Financing Climate Adaptation
But financing of climate adaptation has been a dominant part of climate change talks since the Copenhagen Conference in 2009. Haiyan’s landfall only added to the urgency of this need, which happened to time its landing with climate talks (COP 19) in Warsaw, Poland, on November 11-22. These talks are held each year in the run up to crafting a binding climate treaty in 2015 to replace Kyoto Protocol. One important outcome of the Copenhagen Conference was the financial commitments by developed nations to help less affluent nations in adapting to climate-induced disruptions. Initially, developed countries committed $30 billion for 2010-12, and pledged to increase this commitment to $100 billion a year by 2020. Oxfam, however, deflated such hopes in an analysis that showed developed nations had begun to wriggle out of even a modest commitment of $30 billion spread over multiple years. It further dampened any prospect for redeeming the grand pledge of $100 billion a year in climate finance by 2020.
These public commitments are likely to be relegated to transnational financial capital. Some saw the first sign of it in choosing Poland, which stands out for its pro-business, climate-skeptic, coal-fired development trajectory, as the site of climate talks. No wonder, At COP 19, discussions were focused on “ mobilizing private finance such as loans and equity investments.” Private finance hotly pursues profits even in people’s sufferings. It is no coincidence that there is now proliferation of risk management companies that specialize in “catastrophe modeling.” The chief research officer of one such company gloomily noted meager financial prospects in rebuilding the Philippines: “The economic activity of reconstruction itself is much lower [in the Philippines] than it would be in a rich country where everybody’s using insurance and claims assessors and getting quotes from builders. A lot of people [in the Philippines] will end up mending their own houses.” Naomi Klein famously described this profit-soaked approach to human tragedies as “disaster capitalism.”
Conclusion: “End this Madness!!”
The IPCC in its fifth assessment report concluded with 95% of certainty that humans are at the root of climate change. This conclusion seems an official inauguration of Anthropocene, the age of human extravagance, in which humans have evolved or (more appropriately) devolved into a geological force on the scale of volcanoes, earthquakes, and tsunamis to have altered the atmosphere, hydrosphere and biosphere.
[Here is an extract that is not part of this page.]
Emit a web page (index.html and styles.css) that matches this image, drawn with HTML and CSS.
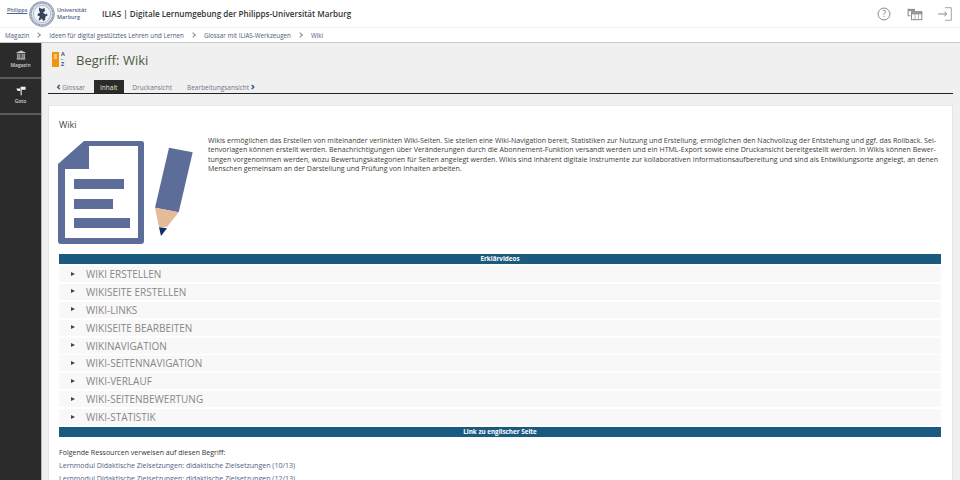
FILE: index.html
```html
<!DOCTYPE html>
<html lang="de">
<head>
<meta charset="utf-8">
<title>Begriff: Wiki</title>
<link rel="stylesheet" href="styles.css">
</head>
<body>
<header class="topbar">
  <div class="logo">
    <span class="logo-left">Philipps</span>
    <svg class="seal" viewBox="0 0 26 26" aria-hidden="true">
      <circle cx="13" cy="13" r="12.4" fill="#dfe4ec" stroke="#6f7f9c" stroke-width=".7"/>
      <circle cx="13" cy="13" r="11" fill="none" stroke="#7b8aa6" stroke-width="1.5" stroke-dasharray="1 .6"/>
      <circle cx="13" cy="13" r="8.6" fill="#f2f4f7" stroke="#7d8ba6" stroke-width=".5"/>
      <path d="M10 6.500l3 1.500 2.500-1 .5 3-2 1.500 2.500 2 1.500-1 .5 2-2 1-.5 3.500-2 1-1-2.500-2.500 2-1-1 1.500-3-2.500-1 .5-2 2-.5-1-3z" fill="#34435f"/>
    </svg>
    <span class="logo-right">Universität<br>Marburg</span>
  </div>
  <h1 class="site-title">ILIAS | Digitale Lernumgebung der Philipps-Universität Marburg</h1>
  <nav class="tools">
    <svg class="tool" viewBox="0 0 14 14" aria-hidden="true"><circle cx="7" cy="7" r="5.200" fill="none" stroke="#808080" stroke-width=".8"/><text x="7" y="9.500" text-anchor="middle" class="qmark">?</text></svg>
    <svg class="tool" viewBox="0 0 14 14" aria-hidden="true"><path d="M1 2.500h6v2H1z" fill="#909090"/><path d="M1 2.500v6h2" fill="none" stroke="#909090"/><rect x="4" y="5" width="9" height="7" fill="#fff" stroke="#808080" stroke-width=".8"/><path d="M4 5.500h9v1.500H4zM7 7v5M10 7v5" fill="#a0a0a0" stroke="#808080" stroke-width=".5"/></svg>
    <svg class="tool" viewBox="0 0 14 14" aria-hidden="true"><path d="M7 1.500h5.500v11H7" fill="none" stroke="#9a9a9a" stroke-width=".8"/><path d="M1 7h7.500M6.500 5l2 2-2 2" fill="none" stroke="#808080" stroke-width=".8"/></svg>
  </nav>
</header>
<nav class="crumbs">
  <a>Magazin</a><i class="sep"></i><a>Ideen für digital gestütztes Lehren und Lernen</a><i class="sep"></i><a>Glossar mit ILIAS-Werkzeugen</a><i class="sep"></i><a>Wiki</a>
</nav>
<div class="shell">
  <aside class="side">
    <div class="side-item">
      <svg class="side-icon" viewBox="0 0 12 12" aria-hidden="true"><path d="M6 .5L11.500 3v1H.5V3zM1.500 4.800h1.500v4.700H1.500zM4 4.800h1.200v4.700H4zM6.800 4.800H8v4.700H6.800zM9 4.800h1.500v4.700H9zM.8 10h10.400v1.300H.8z" fill="#c8c8c8"/></svg>
      <span>Magazin</span>
    </div>
    <div class="side-item">
      <svg class="side-icon" viewBox="0 0 12 12" aria-hidden="true"><path d="M5.500 1h6v3.500h-6zM.3 3h4.700v3H2zM5.500 4.500h1.300V11H5.500z" fill="#f2f2f2"/></svg>
      <span>Goto</span>
    </div>
  </aside>
  <main class="main">
    <div class="page-head">
      <div class="gloss-icon"><span class="gloss-bar"></span><span class="gloss-az">A<br>-<br>Z</span></div>
      <h2 class="page-title">Begriff: Wiki</h2>
    </div>
    <div class="tabs">
      <a class="tab"><b class="arrow">‹</b> Glossar</a>
      <a class="tab active">Inhalt</a>
      <a class="tab">Druckansicht</a>
      <a class="tab">Bearbeitungsansicht <b class="arrow">›</b></a>
    </div>
    <section class="card">
      <h3 class="card-title">Wiki</h3>
      <div class="intro">
        <svg class="wiki-art" viewBox="0 0 135 105" aria-hidden="true">
          <path fill-rule="evenodd" d="M26 1h57.500a2.500 2.500 0 0 1 2.500 2.500V101a3 3 0 0 1-3 3H3a3 3 0 0 1-3-3V24zM31 6v23H7v69h73V6z" fill="#5d6d99"/>
          <path d="M16 39h50v10H16zM16 59h39v10H16zM16 78h56v10H16z" fill="#5d6d99"/>
          <path d="M111 7.700L134.700 12.300 120.700 72.300 97 67.700z" fill="#5d6d99"/>
          <path d="M97 67.700L120.700 72.300 109 87 101 87.500z" fill="#e5bb98"/>
          <path d="M101 87.300L109 88.300 103 96z" fill="#0f2f66"/>
        </svg>
        <p class="intro-text">Wikis ermöglichen das Erstellen von miteinander verlinkten Wiki-Seiten. Sie stellen eine Wiki-Navigation bereit, Statistiken zur Nutzung und Erstellung, ermöglichen den Nachvollzug der Entstehung und ggf. das Rollback. Sei-<br>tenvorlagen können erstellt werden. Benachrichtigungen über Veränderungen durch die Abonnement-Funktion versandt werden und ein HTML-Export sowie eine Druckansicht bereitgestellt werden. In Wikis können Bewer-<br>tungen vorgenommen werden, wozu Bewertungskategorien für Seiten angelegt werden. Wikis sind inhärent digitale Instrumente zur kollaborativen Informationsaufbereitung und sind als Entwiklungsorte angelegt, an denen<br>Menschen gemeinsam an der Darstellung und Prüfung von Inhalten arbeiten.</p>
      </div>
      <div class="band">Erklärvideos</div>
      <ul class="acc">
        <li>WIKI ERSTELLEN</li>
        <li>WIKISEITE ERSTELLEN</li>
        <li>WIKI-LINKS</li>
        <li>WIKISEITE BEARBEITEN</li>
        <li>WIKINAVIGATION</li>
        <li>WIKI-SEITENNAVIGATION</li>
        <li>WIKI-VERLAUF</li>
        <li>WIKI-SEITENBEWERTUNG</li>
        <li>WIKI-STATISTIK</li>
      </ul>
      <div class="band">Link zu englischer Seite</div>
      <p class="refs-title">Folgende Ressourcen verweisen auf diesen Begriff:</p>
      <a class="ref">Lernmodul Didaktische Zielsetzungen: didaktische Zielsetzungen (10/13)</a>
      <a class="ref">Lernmodul Didaktische Zielsetzungen: didaktische Zielsetzungen (12/13)</a>
    </section>
  </main>
</div>
</body>
</html>
```
FILE: styles.css
```css
* { box-sizing: border-box; }
html, body { margin: 0; height: 100%; overflow: hidden; }
body { font-family: "Open Sans", sans-serif; color: #333; background: #f0f0f0; }

.topbar { height: 27px; background: #fff; display: flex; align-items: center; padding-left: 7px; }
.logo { display: flex; align-items: center; width: 95px; height: 27px; color: #4f6288; font-size: 5.500px; line-height: 7px; font-weight: 600; }
.logo-left { width: 21px; font-size: 5.300px; text-decoration: underline; margin-top: -6px; white-space: nowrap; }
.seal { width: 26px; height: 26px; margin-left: 1px; flex: none; }
.logo-right { margin-left: 2px; white-space: nowrap; }
.site-title { margin: 0; font-size: 8.100px; font-weight: 600; color: #333; white-space: nowrap; }
.tools { margin-left: auto; display: flex; gap: 14.500px; padding-right: 7px; }
.tool { width: 16px; height: 16px; }
.qmark { font-size: 7.500px; fill: #808080; font-family: "Open Sans", sans-serif; }

.crumbs { height: 15px; background: #fff; border-top: 1px solid #f2f2f2; display: flex; align-items: center; padding-left: 5px; font-size: 6.250px; color: #4c5a78; }
.sep { width: 4px; height: 4px; border-top: 1px solid #8a8a8a; border-right: 1px solid #8a8a8a; transform: rotate(45deg); margin: 0 9px 0 7px; }

.shell { display: flex; height: 438px; border-top: 1px solid #c9c9c9; }
.side { width: 41px; flex: none; background: #2b2b2b; }
.side-item { height: 36px; border-bottom: 2px solid #5a5a5a; display: flex; flex-direction: column; align-items: center; padding-top: 7px; color: #d4d4d4; font-size: 5px; line-height: 6px; font-weight: 600; gap: 2px; }
.side-icon { width: 10px; height: 10px; }

.main { flex: 1; min-width: 0; border-left: 1px solid #b5b5b5; padding: 0 7px 0 6px; }
.page-head { height: 37px; display: flex; align-items: center; padding: 0 0 3px 4px; }
.gloss-icon { display: flex; width: 19px; height: 16px; gap: 2px; }
.gloss-bar { width: 7px; height: 15px; background: #f0960e; position: relative; }
.gloss-bar::after { content: ""; position: absolute; left: 2px; top: 2px; width: 3px; height: 5px; background: #f6c37a; }
.gloss-az { font-size: 5.500px; line-height: 5px; font-weight: 700; color: #3f5a80; }
.page-title { margin: 0 0 0 5px; font-size: 13px; font-weight: 400; color: #4c5a3c; }

.tabs { height: 14px; border-bottom: 1px solid #222; display: flex; align-items: flex-end; gap: 2px; padding-left: 2px; font-size: 6.500px; color: #6f7787; }
.tab { height: 13px; line-height: 15px; padding: 0 6.500px; white-space: nowrap; }
.tab.active { background: #2b2b2b; color: #e8e2cf; }
.arrow { color: #35507a; font-size: 11px; line-height: 9px; font-weight: 700; }

.card { margin-top: 11px; height: 400px; background: #fff; border: 1px solid #e6e6e6; padding: 12px 10px 0; }
.card-title { margin: 0; font-size: 9px; line-height: 13px; font-weight: 400; color: #444; }
.intro { display: flex; align-items: flex-start; height: 123px; padding-top: 9px; margin-right: 1px; }
.wiki-art { width: 135px; height: 105px; flex: none; margin-left: -1px; }
.intro-text { margin: -4px 0 0 15px; font-size: 7.060px; line-height: 9.300px; color: #403a36; white-space: nowrap; }

.band { height: 10px; margin-right: 1px; background: #1a5a80; color: #fff; text-align: center; font-size: 6.300px; line-height: 10px; font-weight: 700; }
.acc { list-style: none; margin: 0 1px 0 0; padding: 2px 0 0; }
.acc li { height: 16px; margin-bottom: 1.900px; background: #f8f8f8; color: #878787; font-size: 10px; line-height: 16px; padding-left: 27px; display: flex; align-items: center; position: relative; }
.acc li::before { content: ""; position: absolute; left: 12px; top: 5.500px; border-left: 4.500px solid #444; border-top: 2.800px solid transparent; border-bottom: 2.800px solid transparent; }

.refs-title { margin: 9px 0 0; font-size: 7.050px; line-height: 13px; color: #333; }
.ref { display: block; font-size: 7.060px; line-height: 12.700px; color: #4f6288; }
```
In the process, this hubris has hung a question mark over the very survival of human race on this planet. Yet all humans are not equally destructive. Many, as in the Philippines, are victims of the actions of the few who are driving climate change and planning to profit from it at the same time. Among them, the fossil fuel industry and its beneficiaries, accumulating $1.9 trillion a year in subsidies, sit atop. Climate change is the sin of their profiteering, for which the global poor are atoning with their lives. As the Philippine delegate to climate talks in Warsaw pleaded in tears, this madness must end. It doesn’t make sense to sacrifice the primary Earth economy for the illusory secondary human economy that is measured in the piles of worthless paper money built by “quantitative easing” (printing money).
Tarique Niazi, Ph.D., is an Associate Professor of Environmental Sociology at University of Wisconsin-Eau Claire.